STORED DATA ->
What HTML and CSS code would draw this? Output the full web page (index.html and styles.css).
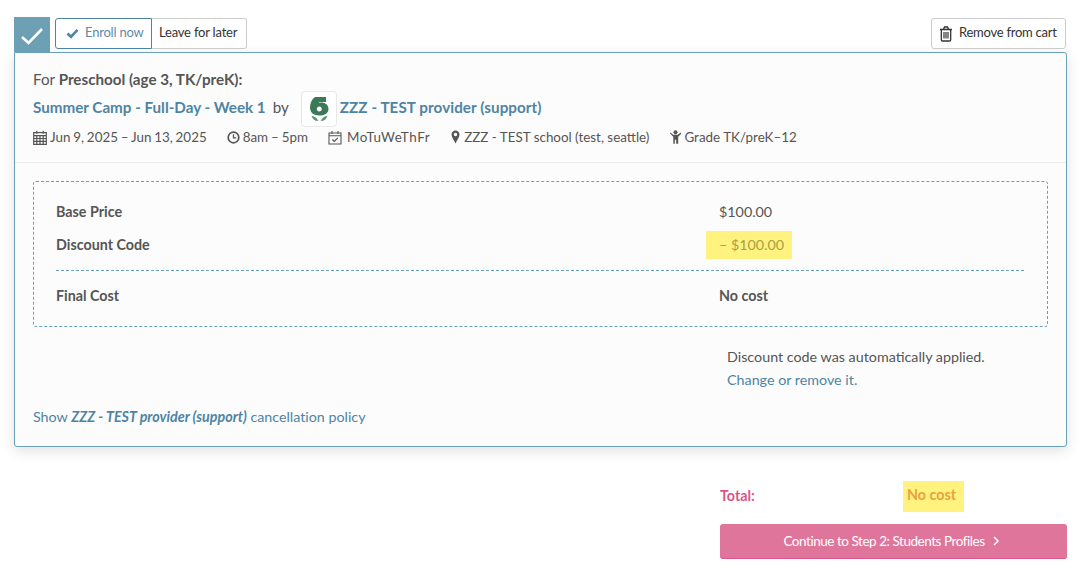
FILE: index.html
```html
<!DOCTYPE html>
<html lang="en">
<head>
<meta charset="utf-8">
<title>Cart</title>
<link rel="stylesheet" href="styles.css">
</head>
<body>
<main class="page">
  <div class="toolbar">
    <div class="checkbox">
      <svg width="24" height="18" viewBox="0 0 24 18"><path d="M2 10l6.500 6L22 2" fill="none" stroke="#fff" stroke-width="2.600"/></svg>
    </div>
    <div class="btn-group">
      <button class="btn btn-active">
        <svg width="13" height="11" viewBox="0 0 13 11"><path d="M1.500 5.500l3.500 3.300 6.500-7" fill="none" stroke="#4e84a3" stroke-width="2.600"/></svg>
        <span class="btn-text">Enroll now</span>
      </button>
      <button class="btn btn-plain"><span class="btn-text">Leave for later</span></button>
    </div>
    <button class="btn btn-remove">
      <svg width="14" height="16" viewBox="0 0 14 16"><path d="M1 3.500h12M4.500 3.300l1-2.300h3l1 2.300M2.300 3.500v10.300c0 .7.500 1.200 1.200 1.200h7c.7 0 1.200-.5 1.200-1.200V3.500" fill="none" stroke="#333" stroke-width="1.300"/><path d="M5 6v6.500M7 6v6.500M9 6v6.500" stroke="#333" stroke-width="1.200"/></svg>
      <span class="btn-text">Remove from cart</span>
    </button>
  </div>

  <section class="card">
    <header class="card-head">
      <p class="for-line">For <strong>Preschool (age 3, TK/preK):</strong></p>
      <div class="title-line">
        <a class="link strong title-text">Summer Camp - Full-Day - Week 1</a>
        <span class="by title-text">by</span>
        <span class="logo">
          <svg width="22" height="27" viewBox="0 0 22 27"><path d="M7 1H18V6H12.500C11.500 6 10.800 6.300 10.300 6.900 11 6.600 12 6.400 13 6.400 17.500 6.400 20.500 9 20.500 13 20.500 17 17 19.500 11.500 19.500 5.500 19.500 2 16.500 2 11.500 2 7 4 3 7 1ZM11.300 10.500c-1.400 0-2.500 1.100-2.500 2.500s1.100 2.500 2.500 2.500 2.500-1.100 2.500-2.500-1.100-2.500-2.500-2.500z" fill="#3c7a57" fill-rule="evenodd"/><path d="M3.500 20c2.500 0 5.500 1.500 6.800 5-3 .2-5.800-1.800-6.800-5zM19.500 20c-2.500 0-5.500 1.500-6.800 5 3 .2 5.800-1.800 6.800-5z" fill="#5f9378"/></svg>
        </span>
        <a class="link strong title-text provider">ZZZ - TEST provider (support)</a>
      </div>
      <div class="meta">
        <span class="meta-item meta-date">
          <svg width="14" height="15" viewBox="0 0 14 15"><path d="M.700 2.700h12.600v11.600H.700zM.700 5.700h12.600M3.800 .800v3M10.200 .800v3M.700 8.500h12.600M.700 11.300h12.600M3.800 5.700v8.600M7 5.700v8.600M10.200 5.700v8.600" fill="none" stroke="#555" stroke-width="1.200"/></svg>
          <span>Jun 9, 2025 – Jun 13, 2025</span>
        </span>
        <span class="meta-item meta-time">
          <svg width="13" height="13" viewBox="0 0 13 13"><circle cx="6.500" cy="6.500" r="5.300" fill="none" stroke="#555" stroke-width="1.700"/><path d="M6.500 3.200v3.600H9.300" fill="none" stroke="#555" stroke-width="1.300"/></svg>
          <span>8am – 5pm</span>
        </span>
        <span class="meta-item meta-days">
          <svg width="14" height="15" viewBox="0 0 14 15"><path d="M1 3h12v11H1zM1 5.800h12M4 1v3M10 1v3" fill="none" stroke="#555" stroke-width="1.100"/><path d="M4.300 9.500l2 2 3.500-3.700" fill="none" stroke="#555" stroke-width="1.200"/></svg>
          <span>MoTuWeThFr</span>
        </span>
        <span class="meta-item meta-place">
          <svg width="9" height="14" viewBox="0 0 9 14"><path d="M4.500.500C2.200.500.500 2.200.500 4.500c0 2.500 2.500 5.500 4 9 1.500-3.500 4-6.500 4-9 0-2.300-1.700-4-4-4zm0 2.300a1.700 1.700 0 1 1 0 3.400 1.700 1.700 0 0 1 0-3.400z" fill="#555" fill-rule="evenodd"/></svg>
          <span>ZZZ - TEST school (test, seattle)</span>
        </span>
        <span class="meta-item meta-grade">
          <svg width="11" height="14" viewBox="0 0 11 14"><circle cx="5.500" cy="2.300" r="2" fill="#555"/><path d="M.300 2.500l3 2.300h4.400l3-2.300.8 1-3.300 3.300v6.900H6.200V9.800H4.800v3.900H3.300V6.800L0 3.500z" fill="#555"/></svg>
          <span>Grade TK/preK–12</span>
        </span>
      </div>
    </header>

    <div class="card-body">
      <div class="prices">
        <div class="price-row">
          <span class="price-label">Base Price</span>
          <span class="price-value">$100.00</span>
        </div>
        <div class="price-row">
          <span class="price-label">Discount Code</span>
          <span class="price-value"><mark class="hl">– $100.00</mark></span>
        </div>
        <div class="price-row price-final">
          <span class="price-label">Final Cost</span>
          <span class="price-value strong">No cost</span>
        </div>
      </div>
      <div class="note">
        <p>Discount code was automatically applied.</p>
        <p class="link">Change or remove it.</p>
      </div>
      <p class="policy"><a class="link">Show <b><i>ZZZ - TEST provider (support)</i></b> cancellation policy</a></p>
    </div>
  </section>

  <aside class="summary">
    <div class="total">
      <span class="total-label">Total:</span>
      <mark class="total-value">No cost</mark>
    </div>
    <button class="continue">Continue to Step 2: Students Profiles
      <svg class="chevron" width="8" height="10" viewBox="0 0 8 10"><path d="M2 1l4 4-4 4" fill="none" stroke="#fff" stroke-width="1.500"/></svg>
    </button>
  </aside>
</main>
</body>
</html>
```

FILE: styles.css
```css
* { box-sizing: border-box; }
html, body { margin: 0; padding: 0; background: #fff; }
body {
  font-family: Lato, "Open Sans", sans-serif;
  font-size: 14.300px;
  line-height: 20px;
  color: #555;
}
p { margin: 0; }
.page { padding: 17px 20px 0 14px; }
.strong, strong { font-weight: 700; }
.link { color: #4e84a3; }

.toolbar { display: flex; align-items: flex-start; height: 35px; }
.checkbox {
  width: 36px; height: 35px;
  background: #6d9fb5;
  display: flex; align-items: center; justify-content: center;
  padding-top: 2px;
}
.btn {
  font: inherit; font-size: 13px; letter-spacing: -0.2px;
  height: 31px; margin: 0; background: #fff;
  display: inline-flex; align-items: center; gap: 6px;
  border: 1px solid #ccc; border-radius: 3px; color: #333;
}
.btn-text { margin-bottom: 3px; }
.btn-group { display: flex; margin: 1px 0 0 5px; }
.btn-active {
  width: 97px; padding: 0 0 0 10px;
  border-color: #4e84a3; color: #5f8ba5;
  border-radius: 3px 0 0 3px;
}
.btn-plain {
  width: 95px; padding: 0 0 0 7px;
  border-left: 0; border-radius: 0 3px 3px 0;
}
.btn-remove { margin: 1px 1px 0 auto; width: 135px; padding: 0 0 0 7px; gap: 6px; letter-spacing: -0.25px; }

.card {
  border: 1px solid #68a2ba;
  border-radius: 0 3px 3px 3px;
  background: #fcfcfc;
  height: 395px;
  box-shadow: 0 4px 14px rgba(0, 0, 0, 0.12);
}
.card-head { height: 110px; padding: 16px 18px 0; border-bottom: 1px solid #ebebeb; }
.for-line { font-size: 15.200px; }
.title-line { display: flex; align-items: center; height: 36px; margin-top: 2px; font-size: 15.200px; white-space: pre; }
.title-text { margin-bottom: 4px; }
.provider { letter-spacing: 0.08px; }
.by { margin-left: 7px; }
.logo {
  width: 36px; height: 36px; margin: 0 3px 0 12px;
  border: 1px solid #e8e8e8; border-radius: 4px; background: #fff;
  display: flex; align-items: center; justify-content: center;
}
.meta { display: flex; gap: 20px; font-size: 13.400px; }
.meta-item { display: inline-flex; align-items: center; gap: 3px; }
.meta-date { word-spacing: -0.6px; }
.meta-time { word-spacing: -0.5px; }
.meta-days { gap: 5px; letter-spacing: 0.6px; }
.meta-place { gap: 4px; margin-left: 1px; }
.meta-grade { margin-left: 1px; }

.card-body { padding: 18px 18px 0; }
.prices {
  height: 146px; padding: 13px 23px 0 22px;
  border: 1px dashed #68a2ba; border-radius: 3px;
}
.price-row { display: flex; align-items: center; height: 33px; }
.price-label { width: 663px; font-weight: 700; }
.price-final {
  height: 50px; margin-top: 9px;
  border-top: 1px dashed #68a2ba;
}
.hl {
  display: inline-block; height: 28px; line-height: 28px;
  margin-left: -13px; padding: 0 8px 0 13px;
  background: #fff27f; color: #a9a040;
}
.note { margin: 18px 0 0 694px; line-height: 23px; }
.policy { margin-top: 16px; letter-spacing: -0.01px; }

.summary { margin: 33px 0 0 706px; }
.total { display: flex; align-items: center; height: 33px; font-weight: 700; }
.total-label { width: 183px; color: #d9558a; margin-bottom: 2px; }
.total-value {
  background: #fff27f; color: #e8a33d;
  height: 31px; line-height: 27px; padding: 0 4px; width: 61px;
}
.continue {
  display: flex; align-items: center; justify-content: center; gap: 7px;
  width: 347px; height: 35px; margin-top: 11px;
  border: 0; border-bottom: 1px solid #d9558a; border-radius: 3px;
  background: #e0759b; color: #fff;
  font: inherit; font-size: 13.500px; letter-spacing: -0.46px;
}
.chevron { margin-right: 4px; }
```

TASK -> Give the number of lines where the string "index" occurs, without any further text.

OUTPUT FOR THIS EXERCISE -> 2